-------- Excerpted records

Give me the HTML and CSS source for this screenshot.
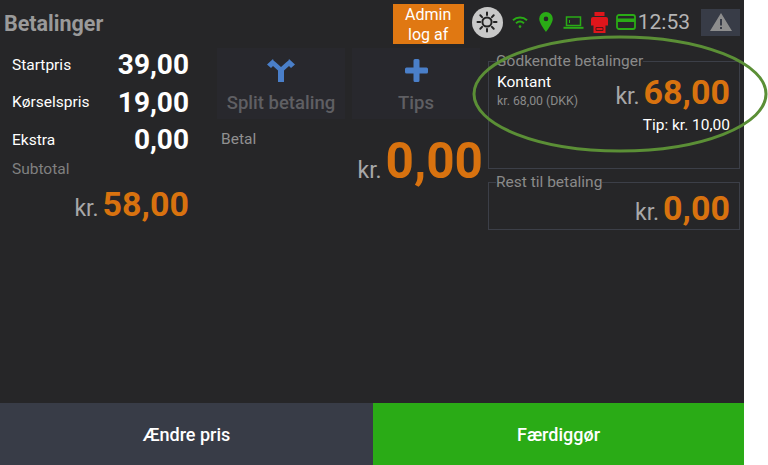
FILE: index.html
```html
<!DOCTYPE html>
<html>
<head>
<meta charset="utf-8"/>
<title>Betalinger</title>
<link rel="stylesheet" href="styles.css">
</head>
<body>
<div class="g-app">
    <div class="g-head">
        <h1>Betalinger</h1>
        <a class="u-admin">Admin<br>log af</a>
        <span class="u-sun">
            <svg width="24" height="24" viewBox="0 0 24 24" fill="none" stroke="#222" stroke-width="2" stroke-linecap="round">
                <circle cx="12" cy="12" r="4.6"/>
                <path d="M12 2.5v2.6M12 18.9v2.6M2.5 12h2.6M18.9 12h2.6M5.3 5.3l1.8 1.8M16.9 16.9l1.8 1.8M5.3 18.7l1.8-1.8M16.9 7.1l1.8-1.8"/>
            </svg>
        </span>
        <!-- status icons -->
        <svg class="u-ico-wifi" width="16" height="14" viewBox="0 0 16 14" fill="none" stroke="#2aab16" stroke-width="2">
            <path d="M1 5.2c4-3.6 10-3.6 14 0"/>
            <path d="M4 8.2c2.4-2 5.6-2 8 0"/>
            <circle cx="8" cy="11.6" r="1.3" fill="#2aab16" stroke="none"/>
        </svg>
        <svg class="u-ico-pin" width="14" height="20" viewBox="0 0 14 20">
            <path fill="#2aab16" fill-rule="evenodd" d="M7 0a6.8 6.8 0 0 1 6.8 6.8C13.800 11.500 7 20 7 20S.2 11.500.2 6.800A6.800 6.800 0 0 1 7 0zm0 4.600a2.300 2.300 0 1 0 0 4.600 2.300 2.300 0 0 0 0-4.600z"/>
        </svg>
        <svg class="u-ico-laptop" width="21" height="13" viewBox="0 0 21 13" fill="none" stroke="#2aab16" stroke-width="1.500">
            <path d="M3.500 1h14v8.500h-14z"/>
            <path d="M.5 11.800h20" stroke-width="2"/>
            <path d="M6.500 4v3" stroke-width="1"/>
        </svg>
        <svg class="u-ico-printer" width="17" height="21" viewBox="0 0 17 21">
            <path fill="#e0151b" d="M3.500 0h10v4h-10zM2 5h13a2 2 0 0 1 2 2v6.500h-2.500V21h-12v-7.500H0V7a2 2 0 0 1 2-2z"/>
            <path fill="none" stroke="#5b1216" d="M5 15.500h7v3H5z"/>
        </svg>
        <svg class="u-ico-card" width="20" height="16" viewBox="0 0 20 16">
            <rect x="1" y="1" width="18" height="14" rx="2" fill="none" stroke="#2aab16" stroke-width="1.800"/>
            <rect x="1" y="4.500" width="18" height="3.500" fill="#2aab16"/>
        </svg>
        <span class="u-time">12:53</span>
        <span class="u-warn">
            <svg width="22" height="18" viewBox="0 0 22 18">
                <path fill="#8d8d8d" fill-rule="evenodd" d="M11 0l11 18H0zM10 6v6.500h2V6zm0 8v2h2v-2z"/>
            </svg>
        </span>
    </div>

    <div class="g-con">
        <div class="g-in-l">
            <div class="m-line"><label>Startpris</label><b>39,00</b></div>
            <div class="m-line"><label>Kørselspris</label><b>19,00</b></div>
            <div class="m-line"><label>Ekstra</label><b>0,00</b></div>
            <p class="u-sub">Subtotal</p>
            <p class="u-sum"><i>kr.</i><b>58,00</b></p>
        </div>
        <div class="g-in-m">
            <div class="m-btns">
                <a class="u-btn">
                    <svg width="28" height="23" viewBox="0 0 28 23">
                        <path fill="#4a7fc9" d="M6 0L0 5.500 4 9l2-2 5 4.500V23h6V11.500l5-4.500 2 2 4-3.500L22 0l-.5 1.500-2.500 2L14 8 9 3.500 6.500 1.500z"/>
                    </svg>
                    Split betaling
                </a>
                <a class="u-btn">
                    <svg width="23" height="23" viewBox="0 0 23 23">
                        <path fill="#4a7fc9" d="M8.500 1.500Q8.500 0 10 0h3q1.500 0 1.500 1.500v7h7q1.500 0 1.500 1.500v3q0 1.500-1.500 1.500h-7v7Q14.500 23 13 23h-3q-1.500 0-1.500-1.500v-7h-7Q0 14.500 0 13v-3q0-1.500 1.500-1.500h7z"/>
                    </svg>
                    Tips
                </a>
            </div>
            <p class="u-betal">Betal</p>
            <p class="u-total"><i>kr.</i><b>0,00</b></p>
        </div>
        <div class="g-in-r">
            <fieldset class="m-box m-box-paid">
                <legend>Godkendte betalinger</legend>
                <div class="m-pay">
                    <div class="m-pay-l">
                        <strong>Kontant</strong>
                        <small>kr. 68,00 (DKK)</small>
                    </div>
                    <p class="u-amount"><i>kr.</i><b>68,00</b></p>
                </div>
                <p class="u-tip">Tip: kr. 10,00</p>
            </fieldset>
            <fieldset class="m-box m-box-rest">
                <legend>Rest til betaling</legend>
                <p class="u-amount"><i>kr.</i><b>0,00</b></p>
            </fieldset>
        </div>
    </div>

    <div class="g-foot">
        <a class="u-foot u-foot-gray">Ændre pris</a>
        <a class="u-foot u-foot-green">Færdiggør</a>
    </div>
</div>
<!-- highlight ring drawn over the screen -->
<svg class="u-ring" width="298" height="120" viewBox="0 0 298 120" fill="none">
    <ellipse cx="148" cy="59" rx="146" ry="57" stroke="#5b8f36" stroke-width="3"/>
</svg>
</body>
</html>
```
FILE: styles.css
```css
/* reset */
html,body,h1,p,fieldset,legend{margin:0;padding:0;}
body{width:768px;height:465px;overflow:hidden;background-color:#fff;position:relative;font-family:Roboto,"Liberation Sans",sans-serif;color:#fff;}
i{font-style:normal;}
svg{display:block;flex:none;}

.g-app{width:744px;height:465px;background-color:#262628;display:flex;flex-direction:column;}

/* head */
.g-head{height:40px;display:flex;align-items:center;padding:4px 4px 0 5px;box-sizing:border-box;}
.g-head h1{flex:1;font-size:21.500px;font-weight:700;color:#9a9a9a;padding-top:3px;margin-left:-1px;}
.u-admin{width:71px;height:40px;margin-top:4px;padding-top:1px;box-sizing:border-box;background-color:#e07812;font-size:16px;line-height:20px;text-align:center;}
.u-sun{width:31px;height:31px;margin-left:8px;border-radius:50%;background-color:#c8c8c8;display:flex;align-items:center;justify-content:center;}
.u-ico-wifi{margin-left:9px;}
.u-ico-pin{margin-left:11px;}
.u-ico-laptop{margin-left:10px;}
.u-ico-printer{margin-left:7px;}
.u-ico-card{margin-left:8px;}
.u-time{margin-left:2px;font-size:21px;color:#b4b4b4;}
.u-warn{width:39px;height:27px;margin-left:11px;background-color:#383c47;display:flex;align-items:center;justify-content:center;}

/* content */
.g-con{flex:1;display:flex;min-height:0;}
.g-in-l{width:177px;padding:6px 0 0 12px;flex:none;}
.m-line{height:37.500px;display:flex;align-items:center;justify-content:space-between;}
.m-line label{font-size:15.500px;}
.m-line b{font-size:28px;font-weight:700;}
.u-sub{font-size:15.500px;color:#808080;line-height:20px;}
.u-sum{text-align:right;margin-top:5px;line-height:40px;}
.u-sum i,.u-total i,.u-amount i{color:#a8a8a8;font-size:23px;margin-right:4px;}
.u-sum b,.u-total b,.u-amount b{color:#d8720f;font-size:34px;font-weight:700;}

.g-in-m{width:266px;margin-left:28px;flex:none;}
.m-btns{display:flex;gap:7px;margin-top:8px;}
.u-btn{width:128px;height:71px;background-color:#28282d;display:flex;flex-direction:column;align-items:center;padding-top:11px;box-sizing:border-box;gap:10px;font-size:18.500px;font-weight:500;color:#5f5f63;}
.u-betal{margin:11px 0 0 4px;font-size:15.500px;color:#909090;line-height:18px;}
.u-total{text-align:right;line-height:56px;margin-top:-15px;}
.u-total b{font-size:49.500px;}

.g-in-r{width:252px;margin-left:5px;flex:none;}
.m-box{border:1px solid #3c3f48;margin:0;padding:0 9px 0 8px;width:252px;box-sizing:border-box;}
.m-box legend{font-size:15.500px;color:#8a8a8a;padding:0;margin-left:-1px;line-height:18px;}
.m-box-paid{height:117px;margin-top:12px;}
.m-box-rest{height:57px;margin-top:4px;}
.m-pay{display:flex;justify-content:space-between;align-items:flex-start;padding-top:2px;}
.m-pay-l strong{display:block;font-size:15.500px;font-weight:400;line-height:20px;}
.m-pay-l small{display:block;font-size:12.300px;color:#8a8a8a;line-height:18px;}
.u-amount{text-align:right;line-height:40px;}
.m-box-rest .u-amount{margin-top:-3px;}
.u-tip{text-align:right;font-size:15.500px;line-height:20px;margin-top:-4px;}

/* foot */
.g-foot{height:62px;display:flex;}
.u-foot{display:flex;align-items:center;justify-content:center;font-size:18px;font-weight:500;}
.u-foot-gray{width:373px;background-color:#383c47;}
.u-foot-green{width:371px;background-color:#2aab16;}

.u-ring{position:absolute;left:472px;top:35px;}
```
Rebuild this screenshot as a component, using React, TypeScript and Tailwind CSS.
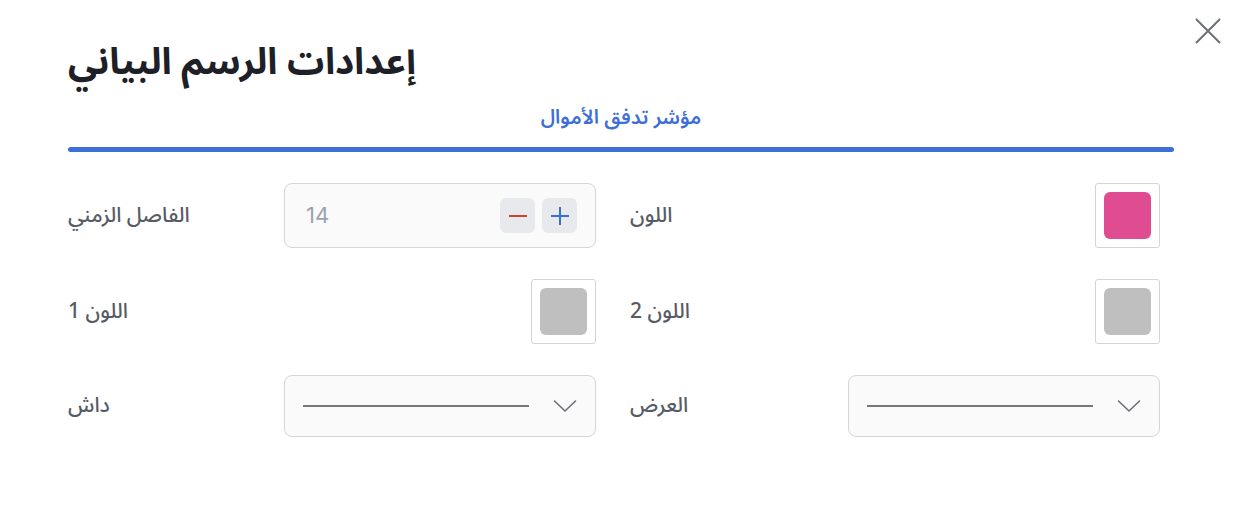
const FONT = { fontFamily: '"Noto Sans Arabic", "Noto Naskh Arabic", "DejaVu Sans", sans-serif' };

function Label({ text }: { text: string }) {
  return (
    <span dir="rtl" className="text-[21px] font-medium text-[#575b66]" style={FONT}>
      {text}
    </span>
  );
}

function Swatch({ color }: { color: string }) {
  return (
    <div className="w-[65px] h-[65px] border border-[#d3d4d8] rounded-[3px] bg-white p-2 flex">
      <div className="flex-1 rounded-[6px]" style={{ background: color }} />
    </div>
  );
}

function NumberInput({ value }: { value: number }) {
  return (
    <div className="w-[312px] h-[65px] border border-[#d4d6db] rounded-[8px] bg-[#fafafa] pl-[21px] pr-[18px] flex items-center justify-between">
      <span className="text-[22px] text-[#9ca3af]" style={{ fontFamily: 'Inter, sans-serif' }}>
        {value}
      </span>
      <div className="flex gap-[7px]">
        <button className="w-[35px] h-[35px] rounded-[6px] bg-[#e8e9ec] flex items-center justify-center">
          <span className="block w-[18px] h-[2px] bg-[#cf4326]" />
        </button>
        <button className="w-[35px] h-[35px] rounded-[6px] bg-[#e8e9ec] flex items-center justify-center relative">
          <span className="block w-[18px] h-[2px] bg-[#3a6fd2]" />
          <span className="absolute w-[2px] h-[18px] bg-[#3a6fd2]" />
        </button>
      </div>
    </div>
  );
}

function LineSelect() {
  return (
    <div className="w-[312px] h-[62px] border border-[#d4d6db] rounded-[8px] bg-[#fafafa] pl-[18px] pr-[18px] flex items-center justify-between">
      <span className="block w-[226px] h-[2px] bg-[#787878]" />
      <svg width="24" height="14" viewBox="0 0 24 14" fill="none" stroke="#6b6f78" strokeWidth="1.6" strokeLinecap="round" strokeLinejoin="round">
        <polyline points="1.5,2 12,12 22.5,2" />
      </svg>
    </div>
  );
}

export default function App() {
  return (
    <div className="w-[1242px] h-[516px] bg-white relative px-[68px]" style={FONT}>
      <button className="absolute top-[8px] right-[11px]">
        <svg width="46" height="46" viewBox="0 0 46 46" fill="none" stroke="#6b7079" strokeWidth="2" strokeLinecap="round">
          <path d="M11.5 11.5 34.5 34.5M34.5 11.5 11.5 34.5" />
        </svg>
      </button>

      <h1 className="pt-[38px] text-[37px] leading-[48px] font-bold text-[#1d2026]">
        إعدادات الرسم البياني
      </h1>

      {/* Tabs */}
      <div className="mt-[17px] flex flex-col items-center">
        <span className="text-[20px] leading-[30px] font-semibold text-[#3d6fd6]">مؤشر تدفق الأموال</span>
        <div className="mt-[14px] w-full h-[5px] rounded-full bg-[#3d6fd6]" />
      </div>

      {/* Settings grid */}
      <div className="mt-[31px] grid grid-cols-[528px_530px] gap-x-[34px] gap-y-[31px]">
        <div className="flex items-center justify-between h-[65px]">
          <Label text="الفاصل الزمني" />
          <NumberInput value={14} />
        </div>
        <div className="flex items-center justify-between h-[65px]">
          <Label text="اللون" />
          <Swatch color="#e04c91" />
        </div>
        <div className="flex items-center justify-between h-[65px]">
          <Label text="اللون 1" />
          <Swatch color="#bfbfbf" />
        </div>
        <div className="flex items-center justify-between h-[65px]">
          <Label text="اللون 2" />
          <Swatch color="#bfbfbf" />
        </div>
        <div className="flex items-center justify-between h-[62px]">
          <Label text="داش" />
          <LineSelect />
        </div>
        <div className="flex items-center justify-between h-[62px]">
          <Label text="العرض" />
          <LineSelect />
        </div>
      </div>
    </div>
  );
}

----------------

How many lines of the data contain the word "screenshot"? Answer with the number alone.

▶ **Result for this task**: 2